Post Author: JP Basileo

Anarcho-punk has always been shrouded in a certain ungodliness, but what do you get when a band aims to incarnate such impiety? You get Brooklyn goth-punks Pawns, and their debut LP, The Gallows. out TODAY on Mass Media Records and Nothing But A Nightmare Records. It may have been a minute since you’ve heard a band so deliberately and effectively explore what actual horror sounds like, instrumentally, rhythmically, vocally. The opening drum cadence on “The Cross” calls to mind the war torn imagery of the cover art, and perhaps the military campaigns all too fresh in our memories. It quickly gives way to the dreary beauty of choral guitar, ominous and ever present throughout the record. It’s a haunting, inviting sound, cloaked in the mysterious shadows of melody, like a melancholic wail you trick yourself into hearing when thinking of a lost loved one.

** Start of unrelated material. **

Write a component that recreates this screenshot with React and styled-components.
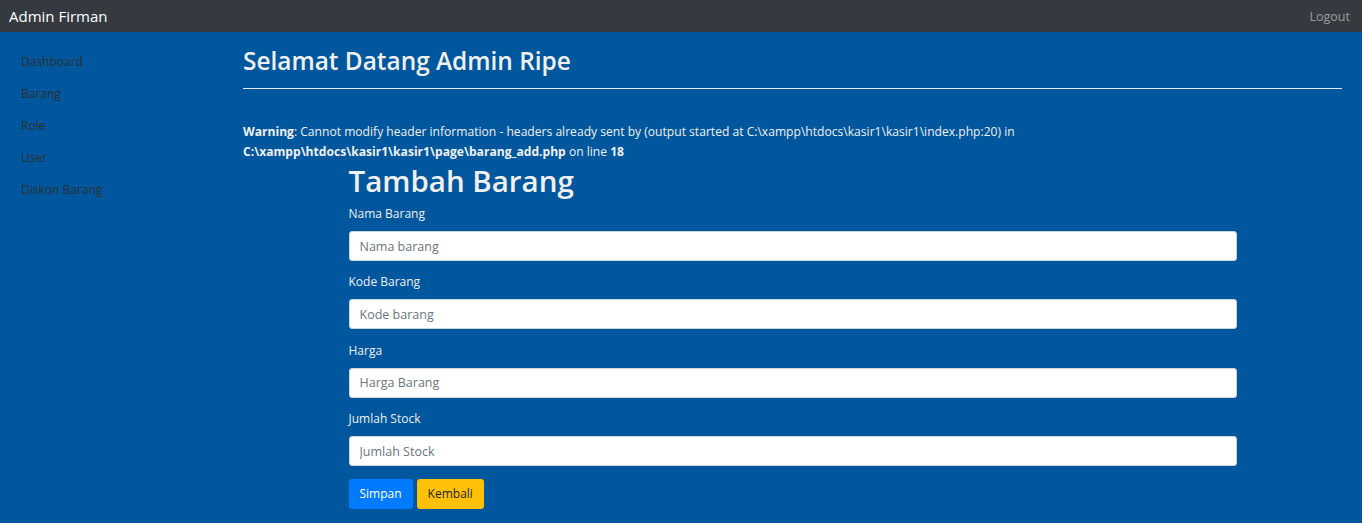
import React from 'react';
import styled, { createGlobalStyle } from 'styled-components';

const GlobalStyle = createGlobalStyle`
  * { box-sizing: border-box; }
  html, body {
    margin: 0;
    padding: 0;
    background: #00579d;
    font-family: "Open Sans", "Liberation Sans", sans-serif;
  }
`;

const menu = ['Dashboard', 'Barang', 'Role', 'User', 'Diskon Barang'];

const fields = [
  { label: 'Nama Barang', placeholder: 'Nama barang' },
  { label: 'Kode Barang', placeholder: 'Kode barang' },
  { label: 'Harga', placeholder: 'Harga Barang' },
  { label: 'Jumlah Stock', placeholder: 'Jumlah Stock' },
];

const App = () => {
  return (
    <>
      <GlobalStyle />
      <Navbar>
        <Brand href="#">Admin Firman</Brand>
        <NavLink href="#">Logout</NavLink>
      </Navbar>

      <Layout>
        <Sidebar>
          {menu.map((item) => (
            <SideLink key={item} href="#">{item}</SideLink>
          ))}
        </Sidebar>

        <Main>
          <PageTitle>Selamat Datang Admin Ripe</PageTitle>
          <Divider />

          <Warning>
            <b>Warning</b>: Cannot modify header information - headers already sent by (output started at C:\xampp\htdocs\kasir1\kasir1\index.php:20) in
            <br />
            <b>C:\xampp\htdocs\kasir1\kasir1\page\barang_add.php</b> on line <b>18</b>
          </Warning>

          <FormBox>
            <FormTitle>Tambah Barang</FormTitle>
            {fields.map((f) => (
              <Group key={f.label}>
                <Label>{f.label}</Label>
                <Input type="text" placeholder={f.placeholder} />
              </Group>
            ))}
            <Actions>
              <Button type="submit" $variant="primary">Simpan</Button>
              <Button type="button" $variant="warning">Kembali</Button>
            </Actions>
          </FormBox>
        </Main>
      </Layout>
    </>
  );
};

// styled components
const Navbar = styled.nav`
  height: 32px;
  background-color: #343a40;
  display: flex;
  align-items: center;
  justify-content: space-between;
  padding: 0 12px 0 9px;
`;

const Brand = styled.a`
  color: #fff;
  font-size: 15px;
  text-decoration: none;
`;

const NavLink = styled.a`
  color: rgba(255, 255, 255, 0.5);
  font-size: 12.5px;
  text-decoration: none;
`;

const Layout = styled.div`
  display: grid;
  grid-template-columns: 227px 1fr;
  min-height: 491px;
`;

const Sidebar = styled.aside`
  display: flex;
  flex-direction: column;
  padding: 14px 0 0 21px;
`;

const SideLink = styled.a`
  color: #2b2f33;
  font-size: 12px;
  line-height: 18px;
  padding: 7px 0;
  text-decoration: none;
`;

const Main = styled.main`
  padding: 0 20px 0 16px;
  color: #f0f0f0;
`;

const PageTitle = styled.h3`
  margin: 0;
  padding-top: 12px;
  font-size: 24.4px;
  font-weight: 600;
  line-height: 34px;
`;

const Divider = styled.hr`
  margin: 10px 0 0;
  border: 0;
  border-top: 1px solid #e8e8e8;
`;

const Warning = styled.div`
  margin-top: 33px;
  font-size: 12.1px;
  line-height: 20px;

  b {
    font-weight: 700;
  }
`;

const FormBox = styled.form`
  max-width: 888px;
  margin: 0 auto;
`;

const FormTitle = styled.h1`
  margin: 0 0 4px;
  font-size: 29.5px;
  font-weight: 600;
  line-height: 38px;
`;

const Group = styled.div`
  margin-bottom: 11.4px;
`;

const Label = styled.label`
  display: block;
  font-size: 12px;
  line-height: 20px;
  margin-bottom: 7px;
`;

const Input = styled.input`
  display: block;
  width: 100%;
  height: 30px;
  padding: 0 10px;
  font-family: inherit;
  font-size: 12.5px;
  color: #495057;
  background: #fff;
  border: 1px solid #ced4da;
  border-radius: 3px;
  outline: none;

  &::placeholder {
    color: #6c757d;
  }
`;

const Button = styled.button`
  height: 30px;
  padding: 0 10px;
  margin-right: 4px;
  font-family: inherit;
  font-size: 12px;
  border: 1px solid transparent;
  border-radius: 3px;
  cursor: pointer;
  color: ${({ $variant }) => ($variant === 'warning' ? '#212529' : '#fff')};
  background-color: ${({ $variant }) => ($variant === 'warning' ? '#ffc107' : '#007bff')};
`;

const Actions = styled.div`
  display: flex;
  padding-top: 1px;
`;

export default App;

The instruments serve as the unknowable feeling of something lurking around every corner of a Transylvania castle. You’re being toyed with. And then the thunderous bellows of singer Gage Allison’s nightmarish baritone confirm your fear, and you could very well be going insane. “Who said that!?” “Where are those voices coming from!?” You get the idea. Foreboding is the name of the game, and you never have the upper hand. The Title track and its successor, appropriately titled, “Brimstone and Fire,” are like slow and fast renditions of woeful mental breakdowns that lead to an unwilling exorcism. Thank god for the “Interlude,” right? Wrong. Its static reprieve offers nothing but hair-raising, gut-wrenching unease and it hammers home the implacable bleakness of the album’s whole. The military-march drumming returns on the latter half of the record, and it only calls to mind the innumerable white crosses and stars and headstones of cemeteries of foreign wars. The grumbling of bass on “The Snake” and album closer, “The Pyre,” comes as though your stomach has a uvula and they’re flicking it over and over again like a spring-loaded deathtrap. As the world sinks further and further into moral decrepitude, the songs of The Gallows will serve as an eerie soundtrack.